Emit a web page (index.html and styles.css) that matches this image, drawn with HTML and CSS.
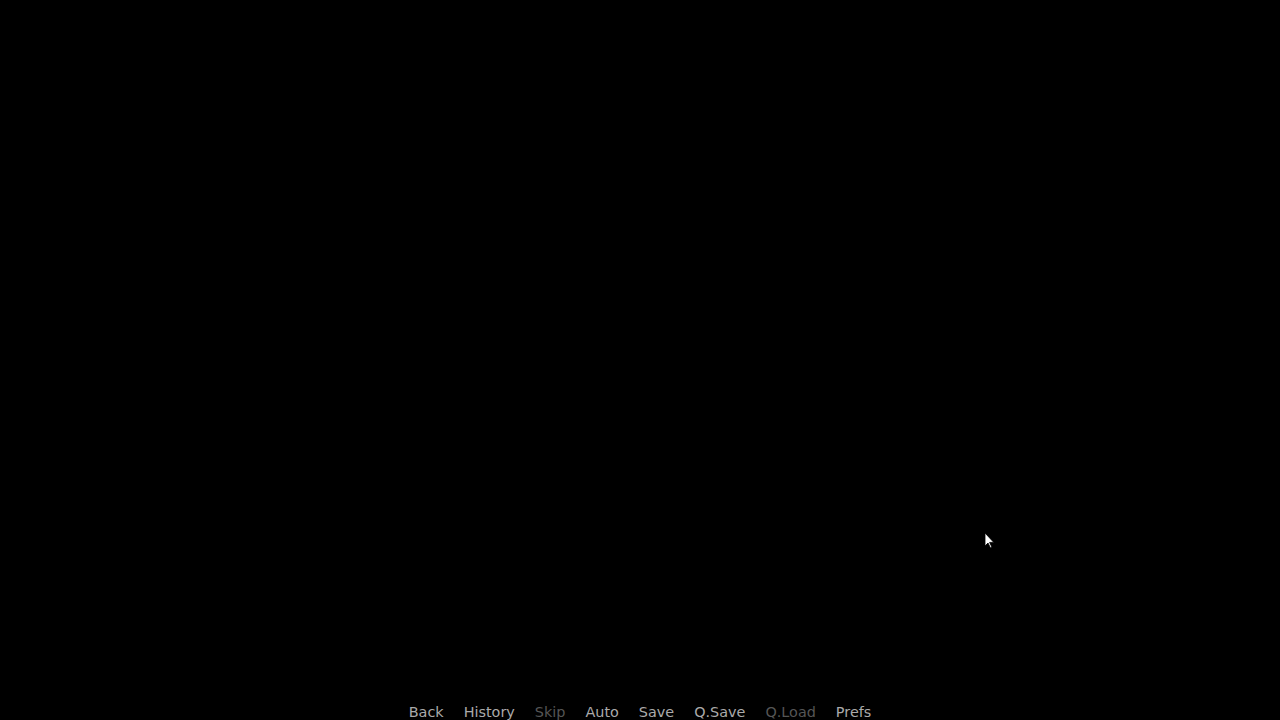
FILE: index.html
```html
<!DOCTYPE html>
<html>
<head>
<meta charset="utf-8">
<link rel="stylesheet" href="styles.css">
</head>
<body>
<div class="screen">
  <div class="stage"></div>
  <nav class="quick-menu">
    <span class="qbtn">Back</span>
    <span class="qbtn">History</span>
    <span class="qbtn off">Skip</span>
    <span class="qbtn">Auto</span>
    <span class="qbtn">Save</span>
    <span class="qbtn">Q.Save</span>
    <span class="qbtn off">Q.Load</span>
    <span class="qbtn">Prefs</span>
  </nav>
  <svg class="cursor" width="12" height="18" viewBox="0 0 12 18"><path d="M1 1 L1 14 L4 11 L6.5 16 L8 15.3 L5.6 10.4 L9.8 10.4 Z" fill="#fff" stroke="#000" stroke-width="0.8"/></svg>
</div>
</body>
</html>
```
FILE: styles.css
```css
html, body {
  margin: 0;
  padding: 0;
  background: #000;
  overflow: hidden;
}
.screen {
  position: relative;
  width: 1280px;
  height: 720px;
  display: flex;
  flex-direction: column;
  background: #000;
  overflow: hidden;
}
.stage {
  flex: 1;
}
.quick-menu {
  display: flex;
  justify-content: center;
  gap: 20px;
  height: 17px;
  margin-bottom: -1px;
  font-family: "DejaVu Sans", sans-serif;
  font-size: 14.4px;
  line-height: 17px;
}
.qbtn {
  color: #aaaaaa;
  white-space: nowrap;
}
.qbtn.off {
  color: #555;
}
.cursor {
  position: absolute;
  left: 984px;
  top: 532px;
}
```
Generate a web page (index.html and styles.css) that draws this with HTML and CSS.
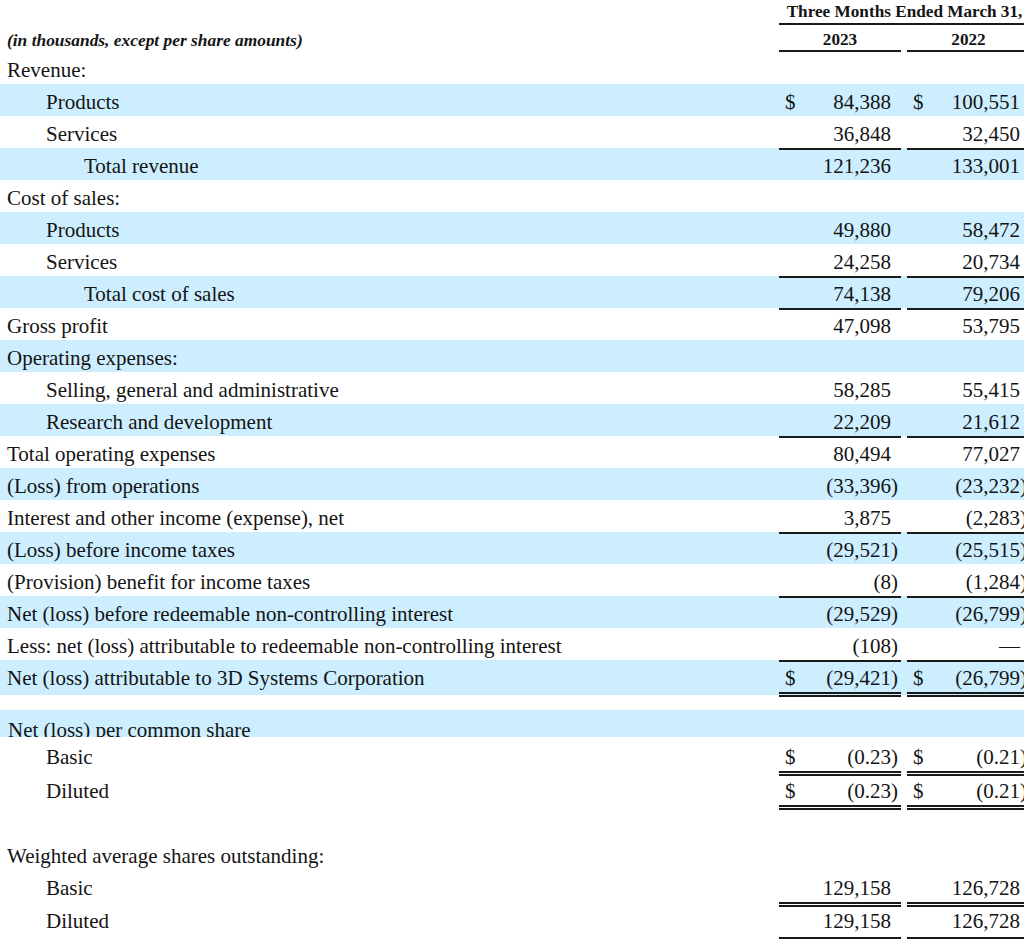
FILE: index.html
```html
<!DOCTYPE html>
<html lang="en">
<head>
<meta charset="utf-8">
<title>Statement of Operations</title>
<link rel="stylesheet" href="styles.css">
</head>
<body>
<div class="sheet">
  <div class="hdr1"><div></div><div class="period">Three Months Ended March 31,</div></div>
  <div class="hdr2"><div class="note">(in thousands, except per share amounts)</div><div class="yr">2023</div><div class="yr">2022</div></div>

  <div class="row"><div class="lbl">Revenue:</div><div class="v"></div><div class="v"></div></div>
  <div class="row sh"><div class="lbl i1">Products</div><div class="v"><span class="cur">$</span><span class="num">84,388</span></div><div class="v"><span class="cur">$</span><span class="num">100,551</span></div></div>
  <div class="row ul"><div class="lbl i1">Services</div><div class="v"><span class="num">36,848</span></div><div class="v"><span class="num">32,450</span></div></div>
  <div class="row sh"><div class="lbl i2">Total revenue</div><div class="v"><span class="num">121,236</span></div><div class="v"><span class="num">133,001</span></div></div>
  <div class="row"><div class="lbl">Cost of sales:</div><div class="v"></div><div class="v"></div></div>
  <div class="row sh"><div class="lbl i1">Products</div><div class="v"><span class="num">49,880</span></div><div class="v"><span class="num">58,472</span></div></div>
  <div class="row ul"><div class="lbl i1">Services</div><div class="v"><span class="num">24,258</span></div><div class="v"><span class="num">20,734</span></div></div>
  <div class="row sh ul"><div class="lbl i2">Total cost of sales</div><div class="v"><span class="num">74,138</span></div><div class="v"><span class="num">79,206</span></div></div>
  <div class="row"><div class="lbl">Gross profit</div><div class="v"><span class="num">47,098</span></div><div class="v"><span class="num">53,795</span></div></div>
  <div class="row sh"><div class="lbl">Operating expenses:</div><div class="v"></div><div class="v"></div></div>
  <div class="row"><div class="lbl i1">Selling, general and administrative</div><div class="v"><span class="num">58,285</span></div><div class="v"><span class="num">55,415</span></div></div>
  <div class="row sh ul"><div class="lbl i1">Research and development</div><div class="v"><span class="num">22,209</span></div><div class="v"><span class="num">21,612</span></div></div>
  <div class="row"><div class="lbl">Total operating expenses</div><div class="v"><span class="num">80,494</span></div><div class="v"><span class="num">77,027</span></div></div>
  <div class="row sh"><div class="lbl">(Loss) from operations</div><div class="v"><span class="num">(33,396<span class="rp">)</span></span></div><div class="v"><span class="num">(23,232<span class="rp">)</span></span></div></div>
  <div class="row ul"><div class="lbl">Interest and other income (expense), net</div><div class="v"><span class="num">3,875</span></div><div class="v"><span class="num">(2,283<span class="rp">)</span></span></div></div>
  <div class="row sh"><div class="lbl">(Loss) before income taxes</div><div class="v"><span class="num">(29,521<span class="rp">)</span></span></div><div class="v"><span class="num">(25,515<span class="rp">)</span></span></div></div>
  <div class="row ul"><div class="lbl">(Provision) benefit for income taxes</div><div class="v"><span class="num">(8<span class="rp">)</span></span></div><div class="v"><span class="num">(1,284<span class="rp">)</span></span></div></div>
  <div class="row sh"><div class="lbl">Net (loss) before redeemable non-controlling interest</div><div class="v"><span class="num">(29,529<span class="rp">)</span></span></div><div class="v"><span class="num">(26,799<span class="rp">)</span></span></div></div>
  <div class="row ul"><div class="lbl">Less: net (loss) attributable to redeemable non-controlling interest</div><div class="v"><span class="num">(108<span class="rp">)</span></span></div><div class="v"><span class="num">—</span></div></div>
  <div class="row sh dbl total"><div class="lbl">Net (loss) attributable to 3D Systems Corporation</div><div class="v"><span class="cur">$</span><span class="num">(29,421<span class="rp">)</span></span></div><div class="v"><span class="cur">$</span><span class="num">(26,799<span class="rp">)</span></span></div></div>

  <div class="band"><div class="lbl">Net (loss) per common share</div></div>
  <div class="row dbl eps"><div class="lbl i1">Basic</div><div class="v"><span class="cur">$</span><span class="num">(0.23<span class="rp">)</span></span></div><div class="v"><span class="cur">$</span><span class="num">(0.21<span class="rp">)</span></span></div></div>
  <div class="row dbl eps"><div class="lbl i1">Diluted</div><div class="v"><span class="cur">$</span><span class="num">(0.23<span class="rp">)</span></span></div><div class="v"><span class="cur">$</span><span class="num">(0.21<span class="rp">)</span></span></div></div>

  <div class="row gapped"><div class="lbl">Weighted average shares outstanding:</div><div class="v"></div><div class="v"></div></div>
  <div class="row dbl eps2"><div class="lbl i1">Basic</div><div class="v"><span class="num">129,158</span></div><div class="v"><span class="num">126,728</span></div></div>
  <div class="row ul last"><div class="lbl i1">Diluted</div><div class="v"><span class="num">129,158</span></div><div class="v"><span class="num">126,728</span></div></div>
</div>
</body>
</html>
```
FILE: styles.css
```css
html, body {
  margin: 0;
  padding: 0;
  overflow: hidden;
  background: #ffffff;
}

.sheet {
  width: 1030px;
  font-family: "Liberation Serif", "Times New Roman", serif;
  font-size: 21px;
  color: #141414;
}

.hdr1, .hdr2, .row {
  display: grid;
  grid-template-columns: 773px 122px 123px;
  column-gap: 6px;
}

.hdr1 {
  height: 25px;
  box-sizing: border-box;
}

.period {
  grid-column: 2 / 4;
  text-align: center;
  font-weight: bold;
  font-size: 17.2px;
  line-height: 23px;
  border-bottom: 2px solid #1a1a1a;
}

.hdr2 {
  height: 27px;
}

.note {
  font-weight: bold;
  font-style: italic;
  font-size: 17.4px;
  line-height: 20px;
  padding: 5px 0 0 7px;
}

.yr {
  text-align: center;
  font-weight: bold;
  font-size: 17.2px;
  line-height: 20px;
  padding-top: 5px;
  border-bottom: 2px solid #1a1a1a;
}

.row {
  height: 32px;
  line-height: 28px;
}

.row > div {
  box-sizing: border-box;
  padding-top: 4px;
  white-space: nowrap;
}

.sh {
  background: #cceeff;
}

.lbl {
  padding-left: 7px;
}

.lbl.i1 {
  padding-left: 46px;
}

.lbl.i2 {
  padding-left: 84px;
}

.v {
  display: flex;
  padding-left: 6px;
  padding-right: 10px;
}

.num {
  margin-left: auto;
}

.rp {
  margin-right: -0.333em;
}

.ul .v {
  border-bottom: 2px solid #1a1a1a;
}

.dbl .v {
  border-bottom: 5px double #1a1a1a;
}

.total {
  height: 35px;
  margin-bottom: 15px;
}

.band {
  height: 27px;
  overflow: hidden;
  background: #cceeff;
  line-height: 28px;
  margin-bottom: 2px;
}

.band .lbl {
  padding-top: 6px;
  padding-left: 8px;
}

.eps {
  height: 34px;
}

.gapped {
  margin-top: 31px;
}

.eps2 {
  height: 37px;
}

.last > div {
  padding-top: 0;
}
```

> What you will do
Give the number of lines in the records that contain the string "index", and nothing besides.

> Answer for the task
4